__Problem details__: From the listing below, work out how many lines contain "page". Reply with that number only.

__Task material__:
** begin **

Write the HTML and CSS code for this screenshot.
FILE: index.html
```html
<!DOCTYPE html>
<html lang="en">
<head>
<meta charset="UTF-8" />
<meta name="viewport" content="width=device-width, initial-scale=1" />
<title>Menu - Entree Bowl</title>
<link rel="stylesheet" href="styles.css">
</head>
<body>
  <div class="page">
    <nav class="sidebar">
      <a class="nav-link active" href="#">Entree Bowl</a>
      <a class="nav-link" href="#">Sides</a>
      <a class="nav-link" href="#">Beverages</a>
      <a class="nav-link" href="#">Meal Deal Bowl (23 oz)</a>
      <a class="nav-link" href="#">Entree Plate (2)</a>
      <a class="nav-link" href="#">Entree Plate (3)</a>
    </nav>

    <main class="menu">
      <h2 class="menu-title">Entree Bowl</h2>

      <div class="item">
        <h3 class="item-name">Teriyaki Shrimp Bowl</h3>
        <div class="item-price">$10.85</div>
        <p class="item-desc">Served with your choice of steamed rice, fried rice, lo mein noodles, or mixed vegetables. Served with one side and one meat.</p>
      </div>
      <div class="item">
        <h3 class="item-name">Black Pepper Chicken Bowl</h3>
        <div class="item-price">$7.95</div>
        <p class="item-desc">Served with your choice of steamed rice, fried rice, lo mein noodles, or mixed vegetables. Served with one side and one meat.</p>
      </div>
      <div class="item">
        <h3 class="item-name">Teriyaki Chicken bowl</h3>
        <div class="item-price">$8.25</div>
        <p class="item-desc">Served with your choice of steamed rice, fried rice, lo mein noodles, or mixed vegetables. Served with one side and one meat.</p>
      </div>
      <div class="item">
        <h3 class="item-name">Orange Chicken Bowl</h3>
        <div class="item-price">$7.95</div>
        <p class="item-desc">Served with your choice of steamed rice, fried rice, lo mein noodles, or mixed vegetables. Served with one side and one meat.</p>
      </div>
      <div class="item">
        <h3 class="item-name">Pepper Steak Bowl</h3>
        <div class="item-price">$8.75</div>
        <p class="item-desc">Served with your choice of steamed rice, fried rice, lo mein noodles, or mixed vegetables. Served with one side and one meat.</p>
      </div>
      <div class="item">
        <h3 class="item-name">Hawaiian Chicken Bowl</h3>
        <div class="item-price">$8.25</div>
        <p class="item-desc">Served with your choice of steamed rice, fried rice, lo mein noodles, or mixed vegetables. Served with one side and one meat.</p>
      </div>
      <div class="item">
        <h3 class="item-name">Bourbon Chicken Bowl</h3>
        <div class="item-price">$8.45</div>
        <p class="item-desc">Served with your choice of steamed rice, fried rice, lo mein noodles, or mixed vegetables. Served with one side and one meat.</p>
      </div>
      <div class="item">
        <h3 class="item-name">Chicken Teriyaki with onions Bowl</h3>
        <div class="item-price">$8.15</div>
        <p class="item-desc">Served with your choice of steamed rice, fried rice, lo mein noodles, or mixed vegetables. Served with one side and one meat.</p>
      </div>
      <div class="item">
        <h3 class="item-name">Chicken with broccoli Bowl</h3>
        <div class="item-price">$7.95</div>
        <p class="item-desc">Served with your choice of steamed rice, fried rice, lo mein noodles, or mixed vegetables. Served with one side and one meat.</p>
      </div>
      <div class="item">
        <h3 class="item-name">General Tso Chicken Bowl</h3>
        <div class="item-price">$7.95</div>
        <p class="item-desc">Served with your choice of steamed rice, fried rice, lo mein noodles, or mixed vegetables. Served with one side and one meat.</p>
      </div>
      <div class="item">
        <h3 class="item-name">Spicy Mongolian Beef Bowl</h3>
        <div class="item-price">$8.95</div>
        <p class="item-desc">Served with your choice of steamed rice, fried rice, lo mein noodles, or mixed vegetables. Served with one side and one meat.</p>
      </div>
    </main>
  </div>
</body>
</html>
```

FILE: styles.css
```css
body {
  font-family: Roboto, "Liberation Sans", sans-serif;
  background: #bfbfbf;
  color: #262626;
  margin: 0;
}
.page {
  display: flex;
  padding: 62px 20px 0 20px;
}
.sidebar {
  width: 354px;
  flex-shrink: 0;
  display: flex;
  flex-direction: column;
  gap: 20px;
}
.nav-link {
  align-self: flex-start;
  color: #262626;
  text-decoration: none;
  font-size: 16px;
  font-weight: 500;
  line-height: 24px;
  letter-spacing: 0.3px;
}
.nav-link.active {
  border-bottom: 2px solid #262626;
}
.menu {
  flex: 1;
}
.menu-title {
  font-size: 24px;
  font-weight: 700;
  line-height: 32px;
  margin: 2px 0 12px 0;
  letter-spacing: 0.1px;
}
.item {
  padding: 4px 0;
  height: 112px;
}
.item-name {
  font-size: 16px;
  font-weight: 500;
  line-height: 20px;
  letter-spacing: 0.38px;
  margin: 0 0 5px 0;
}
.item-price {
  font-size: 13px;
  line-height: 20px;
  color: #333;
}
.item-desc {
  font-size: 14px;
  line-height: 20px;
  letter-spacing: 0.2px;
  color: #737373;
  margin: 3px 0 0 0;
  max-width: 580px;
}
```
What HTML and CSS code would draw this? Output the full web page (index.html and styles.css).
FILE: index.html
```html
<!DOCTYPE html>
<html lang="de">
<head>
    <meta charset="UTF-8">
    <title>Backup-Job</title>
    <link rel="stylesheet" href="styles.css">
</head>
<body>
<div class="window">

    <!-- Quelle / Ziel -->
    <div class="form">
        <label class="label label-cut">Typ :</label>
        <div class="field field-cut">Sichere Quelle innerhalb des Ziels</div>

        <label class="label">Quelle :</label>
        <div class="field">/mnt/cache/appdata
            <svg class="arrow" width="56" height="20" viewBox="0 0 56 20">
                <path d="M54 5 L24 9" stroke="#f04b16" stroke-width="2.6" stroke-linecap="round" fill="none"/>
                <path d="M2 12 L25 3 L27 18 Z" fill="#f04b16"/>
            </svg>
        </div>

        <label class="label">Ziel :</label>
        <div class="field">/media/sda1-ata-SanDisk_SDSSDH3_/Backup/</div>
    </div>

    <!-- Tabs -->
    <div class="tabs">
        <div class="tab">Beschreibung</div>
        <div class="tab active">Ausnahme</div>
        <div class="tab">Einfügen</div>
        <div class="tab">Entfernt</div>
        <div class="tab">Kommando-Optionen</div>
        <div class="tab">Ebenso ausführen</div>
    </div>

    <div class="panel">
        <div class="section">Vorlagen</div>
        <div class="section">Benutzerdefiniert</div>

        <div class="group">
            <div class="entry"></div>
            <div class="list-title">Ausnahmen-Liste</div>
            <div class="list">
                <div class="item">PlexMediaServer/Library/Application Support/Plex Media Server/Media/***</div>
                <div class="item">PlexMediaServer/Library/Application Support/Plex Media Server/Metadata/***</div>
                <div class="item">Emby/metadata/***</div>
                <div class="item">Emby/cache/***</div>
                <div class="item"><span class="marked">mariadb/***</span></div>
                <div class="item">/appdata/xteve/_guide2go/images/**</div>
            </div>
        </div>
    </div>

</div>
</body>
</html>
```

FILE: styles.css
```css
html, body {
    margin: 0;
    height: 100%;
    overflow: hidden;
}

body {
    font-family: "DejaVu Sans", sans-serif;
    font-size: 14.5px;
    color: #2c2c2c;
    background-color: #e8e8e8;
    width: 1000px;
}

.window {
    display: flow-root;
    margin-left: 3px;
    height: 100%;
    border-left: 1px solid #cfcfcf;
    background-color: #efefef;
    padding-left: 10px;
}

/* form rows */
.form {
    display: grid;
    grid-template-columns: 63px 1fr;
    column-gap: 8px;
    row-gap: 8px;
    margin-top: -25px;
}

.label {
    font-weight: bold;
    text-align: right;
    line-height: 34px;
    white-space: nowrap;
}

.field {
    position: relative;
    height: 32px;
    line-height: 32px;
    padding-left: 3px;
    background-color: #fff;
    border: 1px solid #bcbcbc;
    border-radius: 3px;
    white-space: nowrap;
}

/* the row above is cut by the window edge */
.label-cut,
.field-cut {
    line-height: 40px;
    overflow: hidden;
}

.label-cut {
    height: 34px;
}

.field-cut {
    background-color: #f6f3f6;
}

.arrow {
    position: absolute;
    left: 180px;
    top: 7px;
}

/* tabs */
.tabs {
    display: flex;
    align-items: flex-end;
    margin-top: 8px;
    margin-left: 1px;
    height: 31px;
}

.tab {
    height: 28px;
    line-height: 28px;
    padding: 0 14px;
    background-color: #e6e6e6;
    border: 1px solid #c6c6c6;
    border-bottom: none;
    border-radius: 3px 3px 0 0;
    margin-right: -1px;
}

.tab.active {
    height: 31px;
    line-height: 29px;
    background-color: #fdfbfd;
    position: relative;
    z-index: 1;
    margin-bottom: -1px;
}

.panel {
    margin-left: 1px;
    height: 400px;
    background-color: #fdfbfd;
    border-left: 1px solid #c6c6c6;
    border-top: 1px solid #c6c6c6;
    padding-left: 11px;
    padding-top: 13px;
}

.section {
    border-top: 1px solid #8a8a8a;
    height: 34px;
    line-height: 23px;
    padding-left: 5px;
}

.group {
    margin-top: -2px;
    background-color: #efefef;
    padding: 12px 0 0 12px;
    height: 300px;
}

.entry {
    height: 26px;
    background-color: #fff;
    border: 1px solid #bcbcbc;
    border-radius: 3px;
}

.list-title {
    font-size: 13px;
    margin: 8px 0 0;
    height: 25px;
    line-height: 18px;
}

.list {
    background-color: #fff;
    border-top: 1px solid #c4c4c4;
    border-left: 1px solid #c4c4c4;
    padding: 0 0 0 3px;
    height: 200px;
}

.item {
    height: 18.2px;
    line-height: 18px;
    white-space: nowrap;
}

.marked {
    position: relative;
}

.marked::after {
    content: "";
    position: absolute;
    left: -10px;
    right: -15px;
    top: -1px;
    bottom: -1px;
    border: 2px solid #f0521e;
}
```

** end **

__Task response__: 3